— begin STORED ROWS —
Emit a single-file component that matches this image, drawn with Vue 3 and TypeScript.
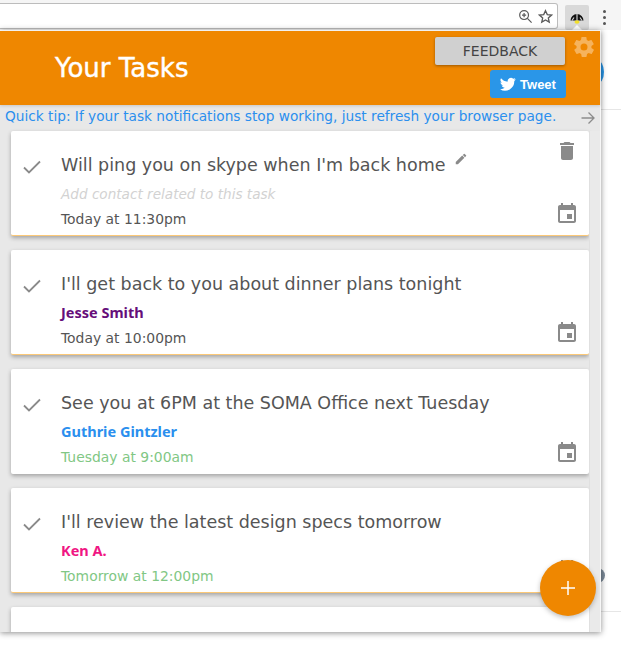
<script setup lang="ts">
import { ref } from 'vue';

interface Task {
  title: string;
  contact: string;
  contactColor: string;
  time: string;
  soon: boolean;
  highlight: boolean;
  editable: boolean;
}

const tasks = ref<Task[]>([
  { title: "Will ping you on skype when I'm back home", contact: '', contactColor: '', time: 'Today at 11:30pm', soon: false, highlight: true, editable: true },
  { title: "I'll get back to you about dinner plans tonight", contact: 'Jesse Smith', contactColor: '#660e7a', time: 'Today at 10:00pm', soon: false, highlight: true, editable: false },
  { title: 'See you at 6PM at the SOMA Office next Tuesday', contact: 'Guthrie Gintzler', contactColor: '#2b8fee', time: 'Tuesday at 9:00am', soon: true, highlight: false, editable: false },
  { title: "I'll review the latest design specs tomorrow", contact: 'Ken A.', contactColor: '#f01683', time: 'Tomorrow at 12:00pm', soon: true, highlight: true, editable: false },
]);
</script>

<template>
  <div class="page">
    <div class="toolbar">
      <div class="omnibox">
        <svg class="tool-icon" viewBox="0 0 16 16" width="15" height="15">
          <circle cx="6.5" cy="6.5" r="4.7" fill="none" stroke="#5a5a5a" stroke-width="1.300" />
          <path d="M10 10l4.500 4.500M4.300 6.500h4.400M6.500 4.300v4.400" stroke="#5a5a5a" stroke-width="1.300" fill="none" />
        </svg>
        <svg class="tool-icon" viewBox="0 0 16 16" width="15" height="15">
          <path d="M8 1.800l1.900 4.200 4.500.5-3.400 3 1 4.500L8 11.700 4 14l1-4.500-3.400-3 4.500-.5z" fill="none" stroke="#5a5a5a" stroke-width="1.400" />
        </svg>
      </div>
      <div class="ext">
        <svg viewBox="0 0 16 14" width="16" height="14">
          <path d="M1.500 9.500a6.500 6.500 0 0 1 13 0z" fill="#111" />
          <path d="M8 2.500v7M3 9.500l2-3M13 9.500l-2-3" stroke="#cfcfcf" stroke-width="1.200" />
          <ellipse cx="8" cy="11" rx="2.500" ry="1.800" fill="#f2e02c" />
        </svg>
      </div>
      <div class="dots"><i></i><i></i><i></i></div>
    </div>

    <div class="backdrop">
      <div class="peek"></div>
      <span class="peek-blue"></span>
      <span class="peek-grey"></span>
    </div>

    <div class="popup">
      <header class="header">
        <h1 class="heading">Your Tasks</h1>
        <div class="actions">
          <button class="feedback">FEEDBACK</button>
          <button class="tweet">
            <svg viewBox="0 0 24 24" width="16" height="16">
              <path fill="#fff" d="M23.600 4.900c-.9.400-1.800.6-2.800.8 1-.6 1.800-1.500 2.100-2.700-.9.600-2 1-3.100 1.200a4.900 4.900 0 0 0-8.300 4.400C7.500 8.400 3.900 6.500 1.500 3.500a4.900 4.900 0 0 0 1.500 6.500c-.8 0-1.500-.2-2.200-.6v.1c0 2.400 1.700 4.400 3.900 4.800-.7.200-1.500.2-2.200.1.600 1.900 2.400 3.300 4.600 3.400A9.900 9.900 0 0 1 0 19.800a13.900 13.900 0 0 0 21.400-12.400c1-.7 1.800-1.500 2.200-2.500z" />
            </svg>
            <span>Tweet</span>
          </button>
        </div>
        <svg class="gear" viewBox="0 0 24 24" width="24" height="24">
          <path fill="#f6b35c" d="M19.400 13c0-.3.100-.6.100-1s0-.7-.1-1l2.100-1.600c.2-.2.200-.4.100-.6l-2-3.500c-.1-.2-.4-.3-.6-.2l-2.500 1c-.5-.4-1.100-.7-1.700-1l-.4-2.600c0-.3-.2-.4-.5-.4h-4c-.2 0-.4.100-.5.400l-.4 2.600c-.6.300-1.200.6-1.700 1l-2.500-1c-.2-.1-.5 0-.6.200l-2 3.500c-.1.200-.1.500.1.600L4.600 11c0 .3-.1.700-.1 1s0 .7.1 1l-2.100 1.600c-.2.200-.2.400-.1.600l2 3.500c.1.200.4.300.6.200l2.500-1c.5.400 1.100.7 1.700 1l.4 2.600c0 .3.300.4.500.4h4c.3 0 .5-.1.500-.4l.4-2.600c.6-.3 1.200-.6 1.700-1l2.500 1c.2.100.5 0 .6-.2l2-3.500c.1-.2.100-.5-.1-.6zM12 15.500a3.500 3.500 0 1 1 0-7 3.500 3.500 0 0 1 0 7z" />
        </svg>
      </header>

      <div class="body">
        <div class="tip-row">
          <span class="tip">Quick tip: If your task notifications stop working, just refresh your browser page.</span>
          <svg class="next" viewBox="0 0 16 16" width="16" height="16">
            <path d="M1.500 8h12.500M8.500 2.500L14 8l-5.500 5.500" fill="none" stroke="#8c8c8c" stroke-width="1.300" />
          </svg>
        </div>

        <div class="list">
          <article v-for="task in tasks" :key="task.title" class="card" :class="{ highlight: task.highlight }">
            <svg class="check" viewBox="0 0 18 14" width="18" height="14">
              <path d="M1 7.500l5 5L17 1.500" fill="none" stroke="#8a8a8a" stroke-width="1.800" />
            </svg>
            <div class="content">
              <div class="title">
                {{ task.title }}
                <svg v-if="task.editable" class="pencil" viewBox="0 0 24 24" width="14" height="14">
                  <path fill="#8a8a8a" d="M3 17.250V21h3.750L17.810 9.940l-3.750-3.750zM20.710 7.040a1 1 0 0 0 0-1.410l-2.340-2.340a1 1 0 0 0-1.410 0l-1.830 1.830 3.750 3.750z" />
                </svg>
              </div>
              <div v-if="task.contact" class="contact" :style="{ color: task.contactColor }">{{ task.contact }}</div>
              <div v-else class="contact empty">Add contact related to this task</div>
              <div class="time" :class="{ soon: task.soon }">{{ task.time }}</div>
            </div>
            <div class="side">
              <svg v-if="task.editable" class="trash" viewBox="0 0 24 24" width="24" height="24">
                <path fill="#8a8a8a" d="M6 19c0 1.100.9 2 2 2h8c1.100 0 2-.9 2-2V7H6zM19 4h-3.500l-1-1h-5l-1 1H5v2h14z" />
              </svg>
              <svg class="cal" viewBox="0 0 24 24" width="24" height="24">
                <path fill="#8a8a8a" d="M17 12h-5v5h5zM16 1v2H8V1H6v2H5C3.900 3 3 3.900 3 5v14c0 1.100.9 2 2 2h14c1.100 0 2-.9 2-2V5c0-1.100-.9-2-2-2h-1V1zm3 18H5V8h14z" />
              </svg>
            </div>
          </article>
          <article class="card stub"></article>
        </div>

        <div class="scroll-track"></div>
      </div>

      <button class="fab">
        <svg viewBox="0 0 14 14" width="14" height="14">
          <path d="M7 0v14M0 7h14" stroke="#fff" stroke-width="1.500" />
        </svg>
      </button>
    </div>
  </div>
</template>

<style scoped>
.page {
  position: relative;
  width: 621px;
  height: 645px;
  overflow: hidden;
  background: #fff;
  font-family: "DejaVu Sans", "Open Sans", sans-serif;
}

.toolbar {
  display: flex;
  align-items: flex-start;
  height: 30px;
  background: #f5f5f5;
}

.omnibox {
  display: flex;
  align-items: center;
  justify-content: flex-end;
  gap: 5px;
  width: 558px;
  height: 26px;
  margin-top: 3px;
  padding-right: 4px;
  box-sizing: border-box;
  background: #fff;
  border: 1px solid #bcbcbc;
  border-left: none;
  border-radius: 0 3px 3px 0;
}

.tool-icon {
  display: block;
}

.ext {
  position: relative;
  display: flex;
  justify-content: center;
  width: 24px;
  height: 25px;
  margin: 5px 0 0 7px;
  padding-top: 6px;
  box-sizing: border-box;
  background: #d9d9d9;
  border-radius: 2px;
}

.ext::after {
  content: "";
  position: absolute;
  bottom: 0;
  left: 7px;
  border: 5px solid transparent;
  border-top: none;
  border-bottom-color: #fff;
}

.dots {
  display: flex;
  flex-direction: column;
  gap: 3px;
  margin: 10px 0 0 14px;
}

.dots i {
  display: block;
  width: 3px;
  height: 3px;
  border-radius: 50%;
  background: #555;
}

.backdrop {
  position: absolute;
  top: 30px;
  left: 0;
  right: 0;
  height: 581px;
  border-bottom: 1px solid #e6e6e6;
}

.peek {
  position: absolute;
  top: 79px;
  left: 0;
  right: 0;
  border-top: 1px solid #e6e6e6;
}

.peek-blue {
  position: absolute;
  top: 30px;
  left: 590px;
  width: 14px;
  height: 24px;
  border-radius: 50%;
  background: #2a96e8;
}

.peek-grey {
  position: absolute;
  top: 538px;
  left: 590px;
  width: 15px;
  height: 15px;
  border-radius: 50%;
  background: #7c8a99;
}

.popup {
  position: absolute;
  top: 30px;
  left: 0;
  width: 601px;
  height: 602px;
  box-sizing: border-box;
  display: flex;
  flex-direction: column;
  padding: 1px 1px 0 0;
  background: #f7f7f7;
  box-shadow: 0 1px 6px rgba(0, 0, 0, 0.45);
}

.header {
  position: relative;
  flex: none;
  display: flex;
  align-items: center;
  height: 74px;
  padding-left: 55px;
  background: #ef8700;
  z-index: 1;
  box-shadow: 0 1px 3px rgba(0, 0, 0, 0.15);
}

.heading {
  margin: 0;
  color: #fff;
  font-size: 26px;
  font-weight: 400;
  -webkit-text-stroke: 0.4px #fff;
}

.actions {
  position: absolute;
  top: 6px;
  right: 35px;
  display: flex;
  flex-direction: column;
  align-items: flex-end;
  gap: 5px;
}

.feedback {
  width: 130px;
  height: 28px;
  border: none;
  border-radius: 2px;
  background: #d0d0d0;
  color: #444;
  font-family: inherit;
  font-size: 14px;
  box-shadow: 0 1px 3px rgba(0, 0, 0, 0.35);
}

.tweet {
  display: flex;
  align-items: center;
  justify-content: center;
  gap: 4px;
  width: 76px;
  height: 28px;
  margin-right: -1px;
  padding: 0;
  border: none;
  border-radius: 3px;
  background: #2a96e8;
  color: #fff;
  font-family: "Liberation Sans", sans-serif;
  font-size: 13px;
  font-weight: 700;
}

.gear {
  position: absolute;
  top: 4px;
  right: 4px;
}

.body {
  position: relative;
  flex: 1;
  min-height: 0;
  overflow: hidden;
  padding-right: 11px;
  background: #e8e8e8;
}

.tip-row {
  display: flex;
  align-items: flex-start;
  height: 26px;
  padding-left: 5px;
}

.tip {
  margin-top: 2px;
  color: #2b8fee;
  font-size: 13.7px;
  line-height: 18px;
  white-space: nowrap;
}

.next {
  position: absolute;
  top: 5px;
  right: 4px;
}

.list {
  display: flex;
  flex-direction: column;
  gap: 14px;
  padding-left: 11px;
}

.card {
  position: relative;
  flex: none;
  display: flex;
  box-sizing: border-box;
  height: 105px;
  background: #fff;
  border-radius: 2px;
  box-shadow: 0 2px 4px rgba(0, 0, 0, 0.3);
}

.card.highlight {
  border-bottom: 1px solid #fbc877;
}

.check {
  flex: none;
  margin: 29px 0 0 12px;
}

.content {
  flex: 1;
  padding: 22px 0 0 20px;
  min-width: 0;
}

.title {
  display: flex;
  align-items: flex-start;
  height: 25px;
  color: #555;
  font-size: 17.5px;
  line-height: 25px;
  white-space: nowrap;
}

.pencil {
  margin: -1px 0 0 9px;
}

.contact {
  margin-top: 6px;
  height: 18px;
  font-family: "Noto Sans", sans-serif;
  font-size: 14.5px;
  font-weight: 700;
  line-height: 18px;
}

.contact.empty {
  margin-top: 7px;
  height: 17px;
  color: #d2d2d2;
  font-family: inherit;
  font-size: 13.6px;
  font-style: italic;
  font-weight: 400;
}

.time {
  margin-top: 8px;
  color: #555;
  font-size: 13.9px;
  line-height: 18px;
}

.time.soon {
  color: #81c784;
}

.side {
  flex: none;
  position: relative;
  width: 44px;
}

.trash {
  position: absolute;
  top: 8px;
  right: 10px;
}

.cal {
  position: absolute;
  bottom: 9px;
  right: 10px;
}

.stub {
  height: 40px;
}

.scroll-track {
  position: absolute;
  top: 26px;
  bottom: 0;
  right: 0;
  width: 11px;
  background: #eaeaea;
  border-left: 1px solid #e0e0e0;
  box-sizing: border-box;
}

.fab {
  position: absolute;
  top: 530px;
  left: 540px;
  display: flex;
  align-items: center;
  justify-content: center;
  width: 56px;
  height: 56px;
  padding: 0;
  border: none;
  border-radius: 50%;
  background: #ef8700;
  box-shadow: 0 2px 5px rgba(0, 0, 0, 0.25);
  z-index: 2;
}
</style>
— end STORED ROWS —
— begin STORED ROWS —
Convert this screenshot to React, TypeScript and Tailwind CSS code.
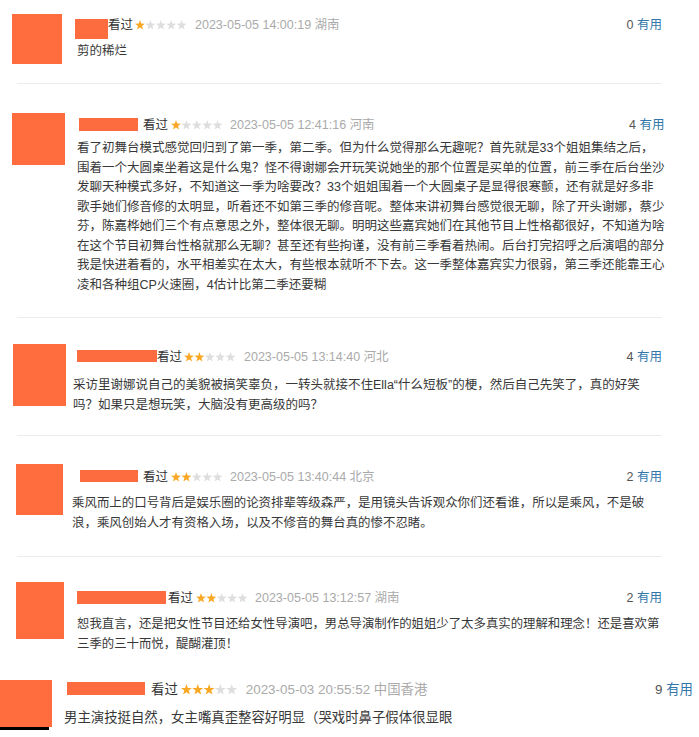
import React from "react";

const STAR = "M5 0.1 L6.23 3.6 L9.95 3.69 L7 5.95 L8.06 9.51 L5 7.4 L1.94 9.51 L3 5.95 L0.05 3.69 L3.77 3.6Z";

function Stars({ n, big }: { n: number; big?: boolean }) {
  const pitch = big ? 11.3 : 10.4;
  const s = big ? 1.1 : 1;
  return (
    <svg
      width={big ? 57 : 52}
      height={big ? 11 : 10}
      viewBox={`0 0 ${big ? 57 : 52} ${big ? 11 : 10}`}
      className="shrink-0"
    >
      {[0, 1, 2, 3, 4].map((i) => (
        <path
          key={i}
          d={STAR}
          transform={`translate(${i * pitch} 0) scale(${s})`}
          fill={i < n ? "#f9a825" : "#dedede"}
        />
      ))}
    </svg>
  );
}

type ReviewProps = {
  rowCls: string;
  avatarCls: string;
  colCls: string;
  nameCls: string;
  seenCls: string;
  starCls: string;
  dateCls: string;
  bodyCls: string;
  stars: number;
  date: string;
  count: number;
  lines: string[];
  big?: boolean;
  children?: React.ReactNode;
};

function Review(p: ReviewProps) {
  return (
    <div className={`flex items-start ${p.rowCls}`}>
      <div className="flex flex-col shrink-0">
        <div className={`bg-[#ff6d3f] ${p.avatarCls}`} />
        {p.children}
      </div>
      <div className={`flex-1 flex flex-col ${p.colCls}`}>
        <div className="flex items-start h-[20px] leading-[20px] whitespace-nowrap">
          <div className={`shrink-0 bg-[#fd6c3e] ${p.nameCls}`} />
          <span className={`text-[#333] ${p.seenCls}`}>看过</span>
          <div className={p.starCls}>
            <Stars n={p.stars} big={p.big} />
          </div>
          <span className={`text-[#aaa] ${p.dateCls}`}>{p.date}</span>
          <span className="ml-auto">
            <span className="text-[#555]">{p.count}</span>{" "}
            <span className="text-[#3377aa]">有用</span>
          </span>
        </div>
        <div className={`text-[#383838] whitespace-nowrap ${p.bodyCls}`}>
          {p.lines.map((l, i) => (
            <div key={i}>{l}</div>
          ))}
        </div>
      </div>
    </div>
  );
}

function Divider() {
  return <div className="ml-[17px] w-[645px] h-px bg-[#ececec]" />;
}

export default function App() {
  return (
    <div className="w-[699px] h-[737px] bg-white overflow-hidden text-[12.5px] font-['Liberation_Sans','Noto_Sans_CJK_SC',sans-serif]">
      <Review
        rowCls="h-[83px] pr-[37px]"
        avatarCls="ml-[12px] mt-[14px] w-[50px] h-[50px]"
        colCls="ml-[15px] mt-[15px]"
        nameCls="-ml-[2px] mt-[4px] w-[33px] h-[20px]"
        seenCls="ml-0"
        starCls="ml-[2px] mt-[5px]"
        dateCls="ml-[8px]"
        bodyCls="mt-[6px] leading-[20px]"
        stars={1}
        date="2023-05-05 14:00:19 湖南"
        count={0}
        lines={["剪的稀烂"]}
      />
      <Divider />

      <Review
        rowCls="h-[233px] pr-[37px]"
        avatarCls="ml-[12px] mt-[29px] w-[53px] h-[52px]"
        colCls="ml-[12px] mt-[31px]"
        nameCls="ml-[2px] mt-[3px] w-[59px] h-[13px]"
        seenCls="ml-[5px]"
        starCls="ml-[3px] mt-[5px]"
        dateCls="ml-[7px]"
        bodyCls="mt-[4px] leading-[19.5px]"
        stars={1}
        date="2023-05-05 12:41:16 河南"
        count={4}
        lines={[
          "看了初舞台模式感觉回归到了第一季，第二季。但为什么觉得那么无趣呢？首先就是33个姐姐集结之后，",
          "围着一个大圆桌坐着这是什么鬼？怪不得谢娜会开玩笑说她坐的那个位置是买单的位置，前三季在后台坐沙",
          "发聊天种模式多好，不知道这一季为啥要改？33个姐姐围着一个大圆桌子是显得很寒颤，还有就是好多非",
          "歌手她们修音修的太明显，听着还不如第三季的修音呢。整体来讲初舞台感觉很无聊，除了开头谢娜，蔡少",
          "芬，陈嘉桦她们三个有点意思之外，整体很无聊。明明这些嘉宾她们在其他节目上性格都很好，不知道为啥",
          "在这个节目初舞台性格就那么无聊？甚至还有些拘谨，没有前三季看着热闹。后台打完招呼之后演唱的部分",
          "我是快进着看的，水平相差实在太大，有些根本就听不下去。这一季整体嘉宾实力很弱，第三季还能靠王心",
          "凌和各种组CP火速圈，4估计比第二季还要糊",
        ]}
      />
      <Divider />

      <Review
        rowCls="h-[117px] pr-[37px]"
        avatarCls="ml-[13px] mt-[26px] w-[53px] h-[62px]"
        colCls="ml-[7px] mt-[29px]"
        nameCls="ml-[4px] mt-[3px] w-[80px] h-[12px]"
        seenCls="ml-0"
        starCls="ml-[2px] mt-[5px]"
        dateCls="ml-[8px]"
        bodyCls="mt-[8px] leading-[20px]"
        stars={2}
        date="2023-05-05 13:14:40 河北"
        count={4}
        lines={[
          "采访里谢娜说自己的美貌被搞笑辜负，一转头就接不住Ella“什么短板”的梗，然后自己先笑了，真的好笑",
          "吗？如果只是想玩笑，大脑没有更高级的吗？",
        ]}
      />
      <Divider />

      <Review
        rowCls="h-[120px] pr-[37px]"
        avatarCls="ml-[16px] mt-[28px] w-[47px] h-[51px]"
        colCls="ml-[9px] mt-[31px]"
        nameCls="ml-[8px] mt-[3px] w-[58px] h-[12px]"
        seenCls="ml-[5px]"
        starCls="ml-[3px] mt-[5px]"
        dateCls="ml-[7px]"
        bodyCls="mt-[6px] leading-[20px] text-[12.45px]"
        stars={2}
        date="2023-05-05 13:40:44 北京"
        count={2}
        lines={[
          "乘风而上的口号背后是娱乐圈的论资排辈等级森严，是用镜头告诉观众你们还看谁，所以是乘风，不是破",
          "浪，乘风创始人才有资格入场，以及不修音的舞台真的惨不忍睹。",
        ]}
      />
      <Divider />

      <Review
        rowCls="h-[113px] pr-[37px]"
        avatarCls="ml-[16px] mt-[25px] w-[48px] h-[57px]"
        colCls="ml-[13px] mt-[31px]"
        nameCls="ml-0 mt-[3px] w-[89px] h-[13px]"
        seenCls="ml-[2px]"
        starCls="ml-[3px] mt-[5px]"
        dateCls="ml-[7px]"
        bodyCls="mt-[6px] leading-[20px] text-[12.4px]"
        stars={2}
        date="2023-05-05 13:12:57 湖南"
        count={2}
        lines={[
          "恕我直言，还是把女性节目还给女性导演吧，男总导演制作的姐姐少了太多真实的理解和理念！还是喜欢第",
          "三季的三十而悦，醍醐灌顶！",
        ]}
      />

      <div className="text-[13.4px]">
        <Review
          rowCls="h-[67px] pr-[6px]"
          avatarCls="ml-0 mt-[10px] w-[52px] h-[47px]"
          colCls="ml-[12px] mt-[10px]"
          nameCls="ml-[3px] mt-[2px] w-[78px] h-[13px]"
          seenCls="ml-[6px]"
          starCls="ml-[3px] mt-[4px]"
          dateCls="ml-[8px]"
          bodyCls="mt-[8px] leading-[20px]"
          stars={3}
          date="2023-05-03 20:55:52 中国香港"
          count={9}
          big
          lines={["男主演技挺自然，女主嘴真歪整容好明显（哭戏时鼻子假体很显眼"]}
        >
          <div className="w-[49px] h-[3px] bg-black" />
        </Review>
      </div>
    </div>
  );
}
— end STORED ROWS —
= TASK DIRECTIONS =
Copy and report every line where the word "this" is present.

= FINAL RESULT =
Emit a single-file component that matches this image, drawn with Vue 3 and TypeScript.
              <div v-else class="contact empty">Add contact related to this task</div>
Convert this screenshot to React, TypeScript and Tailwind CSS code.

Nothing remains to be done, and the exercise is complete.